◆ INSTRUCTION ◆
Below are records. Copy every line with "that" in it.

# START OF PROVIDED DATA

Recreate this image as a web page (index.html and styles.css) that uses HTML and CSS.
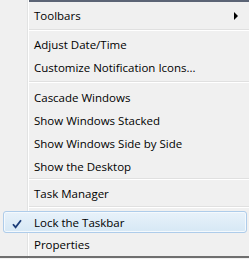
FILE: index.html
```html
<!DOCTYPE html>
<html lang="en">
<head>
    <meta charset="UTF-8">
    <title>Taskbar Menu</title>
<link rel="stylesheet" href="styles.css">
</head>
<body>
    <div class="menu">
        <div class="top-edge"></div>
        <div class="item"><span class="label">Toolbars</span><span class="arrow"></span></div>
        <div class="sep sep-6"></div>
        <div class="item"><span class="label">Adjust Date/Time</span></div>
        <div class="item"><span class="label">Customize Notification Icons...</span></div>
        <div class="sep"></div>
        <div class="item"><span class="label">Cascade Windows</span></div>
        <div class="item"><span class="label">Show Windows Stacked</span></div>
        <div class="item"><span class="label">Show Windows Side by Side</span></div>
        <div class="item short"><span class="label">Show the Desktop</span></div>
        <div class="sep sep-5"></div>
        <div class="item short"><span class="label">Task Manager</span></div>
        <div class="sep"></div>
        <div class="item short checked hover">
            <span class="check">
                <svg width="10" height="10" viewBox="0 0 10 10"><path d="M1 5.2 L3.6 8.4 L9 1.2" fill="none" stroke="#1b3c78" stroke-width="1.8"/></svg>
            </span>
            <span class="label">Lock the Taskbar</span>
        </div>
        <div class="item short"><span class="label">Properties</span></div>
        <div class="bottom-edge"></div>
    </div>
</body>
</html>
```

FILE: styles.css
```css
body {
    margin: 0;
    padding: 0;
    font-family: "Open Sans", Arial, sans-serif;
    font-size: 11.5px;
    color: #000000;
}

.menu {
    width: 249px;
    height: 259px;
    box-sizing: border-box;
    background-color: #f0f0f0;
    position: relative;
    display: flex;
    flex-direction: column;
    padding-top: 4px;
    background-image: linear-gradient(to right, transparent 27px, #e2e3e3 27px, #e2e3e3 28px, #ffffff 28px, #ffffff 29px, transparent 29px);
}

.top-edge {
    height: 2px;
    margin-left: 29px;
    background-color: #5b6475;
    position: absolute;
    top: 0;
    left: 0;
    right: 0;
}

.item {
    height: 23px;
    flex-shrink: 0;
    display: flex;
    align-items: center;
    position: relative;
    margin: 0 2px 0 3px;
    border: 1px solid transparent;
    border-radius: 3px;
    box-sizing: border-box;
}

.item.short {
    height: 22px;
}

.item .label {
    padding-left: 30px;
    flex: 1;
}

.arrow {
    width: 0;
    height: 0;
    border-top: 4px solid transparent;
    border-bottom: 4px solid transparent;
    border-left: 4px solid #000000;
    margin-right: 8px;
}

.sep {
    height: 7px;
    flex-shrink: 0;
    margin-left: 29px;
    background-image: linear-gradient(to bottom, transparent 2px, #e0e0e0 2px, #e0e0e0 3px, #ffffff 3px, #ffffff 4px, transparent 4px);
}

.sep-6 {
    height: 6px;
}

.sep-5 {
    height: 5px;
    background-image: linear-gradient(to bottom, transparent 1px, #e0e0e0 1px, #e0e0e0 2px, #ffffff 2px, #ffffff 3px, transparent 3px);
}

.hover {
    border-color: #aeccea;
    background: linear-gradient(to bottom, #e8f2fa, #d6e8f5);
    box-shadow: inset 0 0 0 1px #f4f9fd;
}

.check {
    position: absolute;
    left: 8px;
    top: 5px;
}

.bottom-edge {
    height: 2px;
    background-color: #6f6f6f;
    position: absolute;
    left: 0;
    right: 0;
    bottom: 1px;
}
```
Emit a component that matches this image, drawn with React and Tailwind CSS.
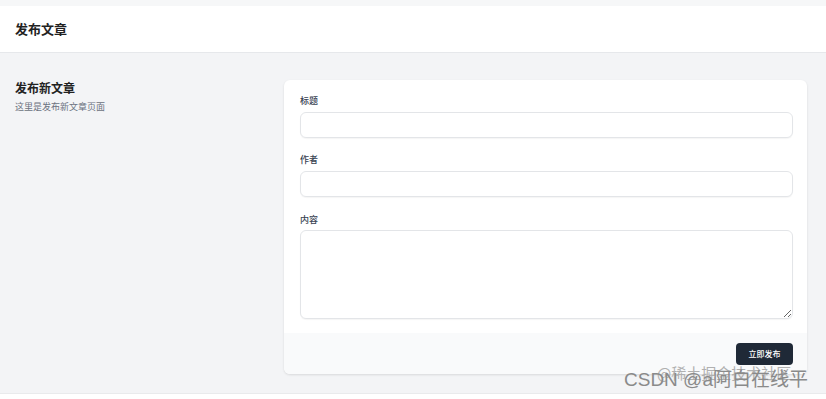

# END OF PROVIDED DATA

◆ ANSWER TO THE PROBLEM ◆
Recreate this image as a web page (index.html and styles.css) that uses HTML and CSS.
Emit a component that matches this image, drawn with React and Tailwind CSS.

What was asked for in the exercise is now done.